Ecological nightmare and mass death compete now with visions of humanity making some incredible transformation of our consciousness that will save us and the planet from several looming catastrophes.
Feeling Desperate, Feeling Expectations
The night I write this, I hear Terence McKenna, the psychedelic guru and author, speaking on radio from a workshop he gave in 1994; he is predicting a positive world transformation in 2012. He was aware even back then of the desperation and despair gathering in human hearts as we looked to the future. His prediction did not pan out, yet if his date was wrong, his expectations were quite reasonable.
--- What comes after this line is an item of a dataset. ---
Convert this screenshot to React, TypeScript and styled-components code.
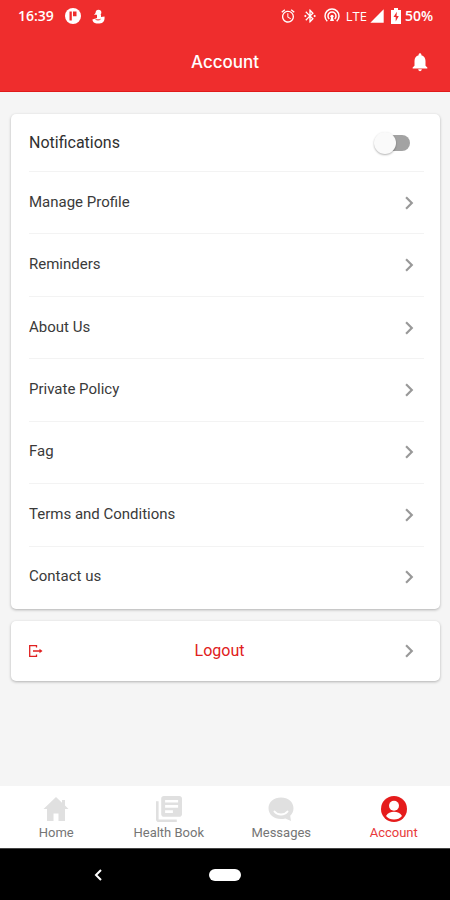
import React from "react";
import styled, { createGlobalStyle } from "styled-components";
import {
  MdAlarm,
  MdBluetoothConnected,
  MdChevronRight,
  MdNotifications,
  MdSignalCellular4Bar,
} from "react-icons/md";

const RED = "#ef2d2d";

const GlobalStyle = createGlobalStyle`
  * { box-sizing: border-box; }
  body {
    margin: 0;
    background: #f5f5f5;
    font-family: Roboto, "Liberation Sans", sans-serif;
  }
  button { font: inherit; color: inherit; background: none; border: 0; padding: 0; cursor: pointer; }
  svg { display: block; flex: none; }
`;

const Page = styled.div`
  display: flex;
  flex-direction: column;
  min-height: 100vh;
`;

const Header = styled.header`
  background: ${RED};
  color: #fff;
  border-bottom: 1px solid #e01a1a;
`;

const StatusBar = styled.div`
  display: flex;
  justify-content: space-between;
  align-items: center;
  height: 32px;
  padding: 0 17px 0 18px;
`;

const StatusGroup = styled.div<{ $gap: number }>`
  display: flex;
  align-items: center;
  gap: ${(p) => p.$gap}px;
`;

const StatusText = styled.span<{ $light?: boolean }>`
  font-family: "Open Sans", sans-serif;
  font-weight: ${(p) => (p.$light ? 400 : 600)};
  font-size: ${(p) => (p.$light ? 13 : 14)}px;
  line-height: 20px;
`;

const TitleBar = styled.div`
  display: grid;
  grid-template-columns: 1fr auto 1fr;
  align-items: center;
  height: 59px;
  padding: 0 19px;
`;

const Title = styled.h1`
  grid-column: 2;
  margin: 0;
  font: 500 17px/24px Inter, "Liberation Sans", sans-serif;
`;

const BellButton = styled.button`
  justify-self: end;
`;

const Content = styled.main`
  flex: 1;
  display: flex;
  flex-direction: column;
  gap: 12px;
  padding: 22px 10px 24px 11px;
`;

const Card = styled.section`
  background: #fff;
  border-radius: 5px;
  box-shadow: 0 1px 3px rgba(0, 0, 0, 0.28);
  padding: 0 16px 0 18px;
`;

const ToggleRow = styled.label`
  display: flex;
  align-items: center;
  justify-content: space-between;
  height: 58px;
  padding-right: 14px;
  border-bottom: 1px solid #f3f3f3;
  font-size: 16px;
  line-height: 20px;
  color: #303030;
`;

const Switch = styled.input`
  appearance: none;
  display: grid;
  grid-template-columns: 10px 12px 14px;
  align-items: center;
  width: 36px;
  height: 22px;
  margin: 0;
  cursor: pointer;

  &::before,
  &::after {
    content: "";
    grid-row: 1;
  }
  &::before {
    grid-column: 2 / 4;
    height: 16px;
    border-radius: 8px;
    background: #a3a3a3;
  }
  &::after {
    grid-column: 1 / 3;
    width: 22px;
    height: 22px;
    border-radius: 50%;
    background: #fafafa;
    box-shadow: 0 1px 2px rgba(0, 0, 0, 0.3);
  }
  &:checked::before { background: #f29a9a; grid-column: 1 / 3; }
  &:checked::after { background: ${RED}; grid-column: 2 / 4; }
`;

const Menu = styled.ul`
  display: grid;
  grid-auto-rows: 1fr;
  min-height: 437px;
  margin: 0;
  padding: 0;
  list-style: none;
`;

const MenuItem = styled.li`
  display: flex;
  border-bottom: 1px solid #f3f3f3;
  &:last-child { border-bottom-color: transparent; }
`;

const RowButton = styled.button`
  flex: 1;
  display: flex;
  align-items: center;
  justify-content: space-between;
  text-align: left;
`;

const RowLabel = styled.span`
  font-size: 15px;
  line-height: 20px;
  padding-bottom: 2px;
  color: #3a3a3a;
`;

const ChevronBox = styled.span`
  display: flex;
  justify-content: flex-start;
  width: 28px;
  color: #999;
`;

const LogoutButton = styled.button`
  display: flex;
  align-items: center;
  justify-content: space-between;
  width: 100%;
  height: 60px;
`;

const LogoutLabel = styled.span`
  font-size: 16px;
  line-height: 20px;
  color: #e02020;
`;

const TabBar = styled.nav`
  display: grid;
  grid-template-columns: repeat(4, 1fr);
  height: 62px;
  background: #fff;
`;

const Tab = styled.button<{ $active?: boolean }>`
  display: flex;
  flex-direction: column;
  align-items: center;
  justify-content: center;
  gap: 3px;
  padding-top: 2px;
  color: ${(p) => (p.$active ? "#e51c1c" : "#e0e0e0")};
`;

const TabLabel = styled.span<{ $active?: boolean }>`
  font-size: 13px;
  line-height: 16px;
  color: ${(p) => (p.$active ? "#e83a3a" : "#757575")};
`;

const SystemBar = styled.div`
  display: grid;
  grid-template-columns: 1fr auto 1fr;
  align-items: center;
  height: 52px;
  background: #000;
  border-top: 1px solid #444;
`;

const BackButton = styled.button`
  justify-self: center;
  margin-right: 14px;
`;

const HomePill = styled.button`
  width: 32px;
  height: 12px;
  border-radius: 6px;
  background: #fff;
`;

const Chevron = () => (
  <ChevronBox>
    <MdChevronRight size={26} />
  </ChevronBox>
);

const PodIcon = () => (
  <svg width="16" height="16" viewBox="0 0 16 16">
    <circle cx="8" cy="8" r="8" fill="#fff" />
    <path d="M4.500 3.500h2.300v9H4.500zM8 3.500h3.500v4.700H8z" fill={RED} />
  </svg>
);

const DuckIcon = () => (
  <svg width="13" height="15" viewBox="0 0 13 15" fill="#fff">
    <circle cx="6.500" cy="3.600" r="2.800" />
    <path d="M4.500 2.800 7 5 2 6zM5 5.500h4V8l3.500-.6c.5 4-1.200 7-5 7H4.500C2 14.400.6 12.800.4 10.500L5 9z" />
    <path d="M3.500 10.200c1.500 1 3.500 1 5 0" fill="none" stroke={RED} />
  </svg>
);

const HotspotIcon = () => (
  <svg width="16" height="16" viewBox="0 0 16 16" fill="none" stroke="#fff" strokeWidth="1.500">
    <path d="M3.300 13.200a7 7 0 1 1 9.400 0M5.300 11a4 4 0 1 1 5.400 0" />
    <path d="M8 7.300 10 13H6z" fill="#fff" stroke="none" />
    <circle cx="8" cy="8.300" r="1.600" fill="#fff" stroke="none" />
  </svg>
);

const BatteryIcon = () => (
  <svg width="10" height="16" viewBox="0 0 10 16">
    <path d="M3 0h4v2h3v14H0V2h3z" fill="#fff" />
    <path d="M5.800 3.800 2.500 9h2.200v4.400L7.800 8H5.600z" fill={RED} />
  </svg>
);

const LogoutIcon = () => (
  <svg width="14" height="14" viewBox="0 0 14 14" fill="none" stroke="#e02020" strokeWidth="1.300">
    <path d="M7.500 3.600V1.600H.7v10.800h6.800v-2M4 7h8" />
    <path d="M10.500 4.800 13.500 7l-3 2.200z" fill="#e02020" stroke="none" />
  </svg>
);

const HomeIcon = () => (
  <svg width="26" height="26" viewBox="0 0 26 26" fill="currentColor">
    <path d="M13 1 .5 13H4v12h6.500v-7.500h5V25H22V13h3.500L22 9.600V4h-3v2.800z" />
  </svg>
);

const BookIcon = () => (
  <svg width="26" height="26" viewBox="2 2 20 20" fill="currentColor">
    <path d="M4 6H2v14c0 1.100.900 2 2 2h14v-2H4V6zm16-4H8c-1.100 0-2 .9-2 2v12c0 1.100.900 2 2 2h12c1.100 0 2-.9 2-2V4c0-1.100-.9-2-2-2zm-1 9H9V9h10v2zm-4 4H9v-2h6v2zm4-8H9V5h10v2z" />
  </svg>
);

const MessageIcon = () => (
  <svg width="26" height="26" viewBox="0 0 26 26">
    <path
      d="M13 1.500C5.800 1.500.5 6 .5 12.300S5.800 23 13 23c1.500 0 3-.2 4.300-.6L23 25l-.8-5.200c2-1.900 3.300-4.400 3.300-7.500C25.500 6 20.200 1.500 13 1.500z"
      fill="currentColor"
    />
    <path d="M6.500 15.500c3 4 10 4 13 0" fill="none" stroke="#fff" strokeWidth="2" strokeLinecap="round" />
  </svg>
);

const AccountIcon = () => (
  <svg width="26" height="26" viewBox="0 0 26 26">
    <circle cx="13" cy="13" r="13" fill="currentColor" />
    <circle cx="13" cy="9.800" r="5" fill="#fff" />
    <path d="M5 20c1.600-3 4.800-4.300 8-4.300s6.400 1.300 8 4.300c-2 2.400-4.800 3.600-8 3.600S7 22.400 5 20z" fill="#fff" />
  </svg>
);

const BackIcon = () => (
  <svg width="8" height="12" viewBox="0 0 8 12" fill="none" stroke="#fff" strokeWidth="2">
    <path d="M7 1 2 6l5 5" />
  </svg>
);

const menuItems = [
  "Manage Profile",
  "Reminders",
  "About Us",
  "Private Policy",
  "Fag",
  "Terms and Conditions",
  "Contact us",
];

const tabs = [
  { label: "Home", icon: <HomeIcon /> },
  { label: "Health Book", icon: <BookIcon /> },
  { label: "Messages", icon: <MessageIcon /> },
  { label: "Account", icon: <AccountIcon />, active: true },
];

export default function App() {
  return (
    <Page>
      <GlobalStyle />
      <Header>
        <StatusBar>
          <StatusGroup $gap={11}>
            <StatusText>16:39</StatusText>
            <PodIcon />
            <DuckIcon />
          </StatusGroup>
          <StatusGroup $gap={6}>
            <MdAlarm size={16} />
            <MdBluetoothConnected size={16} />
            <HotspotIcon />
            <StatusGroup $gap={2}>
              <StatusText $light>LTE</StatusText>
              <MdSignalCellular4Bar size={16} />
            </StatusGroup>
            <StatusGroup $gap={4}>
              <BatteryIcon />
              <StatusText>50%</StatusText>
            </StatusGroup>
          </StatusGroup>
        </StatusBar>
        <TitleBar>
          <Title>Account</Title>
          <BellButton aria-label="Notifications">
            <MdNotifications size={22} />
          </BellButton>
        </TitleBar>
      </Header>
      <Content>
        <Card>
          <ToggleRow>
            Notifications
            <Switch type="checkbox" role="switch" />
          </ToggleRow>
          <Menu>
            {menuItems.map((item) => (
              <MenuItem key={item}>
                <RowButton>
                  <RowLabel>{item}</RowLabel>
                  <Chevron />
                </RowButton>
              </MenuItem>
            ))}
          </Menu>
        </Card>
        <Card>
          <LogoutButton>
            <LogoutIcon />
            <LogoutLabel>Logout</LogoutLabel>
            <Chevron />
          </LogoutButton>
        </Card>
      </Content>
      <TabBar>
        {tabs.map((tab) => (
          <Tab key={tab.label} $active={tab.active} aria-current={tab.active ? "page" : undefined}>
            {tab.icon}
            <TabLabel $active={tab.active}>{tab.label}</TabLabel>
          </Tab>
        ))}
      </TabBar>
      <SystemBar>
        <BackButton aria-label="Back">
          <BackIcon />
        </BackButton>
        <HomePill aria-label="Home screen" />
      </SystemBar>
    </Page>
  );
}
I have written my own conviction here last column, that we will have history as usual, not some cataclysmic break with our past. I have the same urge to be an optimist as many do, yet my training as an historian makes me obstinate.
McKenna was a scientist, and his projection of the future had scientific hypotheses at its basis.
We are all wonderfully free to believe whatever we like about the future, our own or the entire species’ prospects. Base your favoured view on observed facts, on scientific theory, or on spiritual faith, it matters very little as to outcome.
But it matters a lot which view you hold, for the quality of your life in this present moment. Optimism feels better. Compassion for others feels better. Doing what you can to make a better tomorrow gives your life a quality it will otherwise lack.
Conclusions: Forging the Future from History or from Hope?
If I choose to believe that our future will not depart radically from humanity’s past patterns, because I am an historian and I have seen the repetitive nature of our record, still I hope otherwise. I hope we will not make our future from the fabric of our past, but will weave new materials. I can imagine an improved humanity. I can act as if that were possible.
Hope of unprecedented change, and rational calculation of probabilities, can conflict and still coexist in one mind. That is the condition in which I find myself.